SCHEDULE 13G/A
(c) Number of shares as to which the person has:
(i) Sole power to vote or to direct the vote 0.
(ii) Shared power to vote or to direct the vote 491,084
(iii) Sole power to dispose or to direct the disposition of 0
(iv) Shared power to dispose or to direct the disposition of 491,084
Sculptor and Sculptor-II serve as the principal investment managers to the Accounts and thus may be deemed beneficial owners of the Common Stock in the Accounts managed by Sculptor and Sculptor-II. SCHC-II serves as the sole general partner of Sculptor-II and is wholly owned by Sculptor. SCHC serves as the sole general partner of Sculptor. As such, SCHC and SCHC-II may be deemed to control Sculptor as well as Sculptor-II and, therefore, may be deemed to be the beneficial owners of the Common Stock reported in this Schedule 13G/A. SCU is the sole shareholder of SCHC, and, for purposes of this Schedule 13G/A, may be deemed a beneficial owner of the Common Stock reported herein.

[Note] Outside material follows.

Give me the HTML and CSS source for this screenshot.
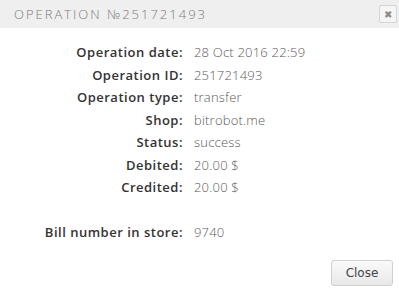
FILE: index.html
```html
<!DOCTYPE html>
<html lang="en">
<head>
    <meta charset="UTF-8">
    <title>Operation №251721493</title>
    <link rel="stylesheet" href="styles.css">
</head>
<body>
    <div class="modal">
        <div class="modal-header">
            <span class="modal-title">Operation №251721493</span>
            <span class="modal-close">&#10006;</span>
        </div>

        <div class="modal-body">
            <div class="info">
                <div class="label">Operation date:</div><div class="value">28 Oct 2016 22:59</div>
                <div class="label">Operation ID:</div><div class="value">251721493</div>
                <div class="label">Operation type:</div><div class="value">transfer</div>
                <div class="label">Shop:</div><div class="value">bitrobot.me</div>
                <div class="label">Status:</div><div class="value">success</div>
                <div class="label">Debited:</div><div class="value">20.00 $</div>
                <div class="label">Credited:</div><div class="value">20.00 $</div>
                <div class="label spacer"></div><div class="value spacer"></div>
                <div class="label">Bill number in store:</div><div class="value">9740</div>
            </div>
        </div>

        <div class="modal-footer">
            <button class="btn">Close</button>
        </div>
    </div>
</body>
</html>
```

FILE: styles.css
```css
body {
    margin: 0;
    background: #fff;
    font-family: "Open Sans", sans-serif;
}

.modal {
    width: 399px;
    height: 294px;
    display: flex;
    flex-direction: column;
}

/* Cabecera */
.modal-header {
    height: 28px;
    background: #efefef;
    display: flex;
    align-items: center;
    justify-content: space-between;
    padding: 0 2px 0 14px;
}

.modal-title {
    text-transform: uppercase;
    color: #7a7a7a;
    font-size: 13px;
    font-weight: 300;
    letter-spacing: 2px;
}

.modal-close {
    width: 16px;
    height: 16px;
    border: 1px solid #d6d6d6;
    border-radius: 2px;
    background: #f5f5f5;
    color: #8a8a8a;
    font-size: 10px;
    display: flex;
    align-items: center;
    justify-content: center;
}

/* Datos */
.modal-body {
    flex: 1;
    padding-top: 13px;
}

.info {
    display: grid;
    grid-template-columns: 183px auto;
    column-gap: 11px;
    font-size: 13px;
    line-height: 22.5px;
}

.label {
    text-align: right;
    font-weight: 600;
    color: #333;
    letter-spacing: 0.5px;
}

.value {
    color: #5a5a5a;
    font-weight: 300;
    letter-spacing: 0.2px;
}

.spacer {
    height: 22px;
}

/* Pie */
.modal-footer {
    display: flex;
    justify-content: flex-end;
    padding: 0 6px 8px 0;
}

.btn {
    width: 62px;
    height: 26px;
    font-family: "DejaVu Sans", sans-serif;
    font-size: 12px;
    color: #444;
    border: 1px solid #d0d0d0;
    border-radius: 3px;
    background: linear-gradient(#fafafa, #e8e8e8);
}
```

The percentages reported in this Schedule 13G/A have been calculated based upon 15,700,000 shares of the Issuer’s Class A Common Stock outstanding per the Issuer’s Form 10-Q filed November 14, 2022.
Item 5. | Ownership of 5 Percent or Less of a Class. If this statement is being filed to report the fact that as of the date hereof the reporting person has ceased to be the beneficial owner of more than 5 percent of the class of securities, check the following ☐. |
Dissolution of a group requires a response to this item.
Item 6. | Ownership of More than 5 Percent on Behalf of Another Person. |
See Item 4.
Item 7. | Identification and Classification of the Subsidiary Which Acquired the Security Being Reported on by the Parent Holding Company or Control Person. |
N/A
Item 8. | Identification and Classification of Members of the Group. |
See Item 4.
Item 9. | Notice of Dissolution of Group. |
N/A
By signing below I certify that, to the best of my knowledge and belief, the securities referred to above were not acquired and are held for the purpose of or with the effect of changing or influencing the control of the issuer of the securities and were not acquired and are not held in connection with or as a participant in any transaction having that purpose or effect other than activities solely in connection with a nomination under §240.14a-11.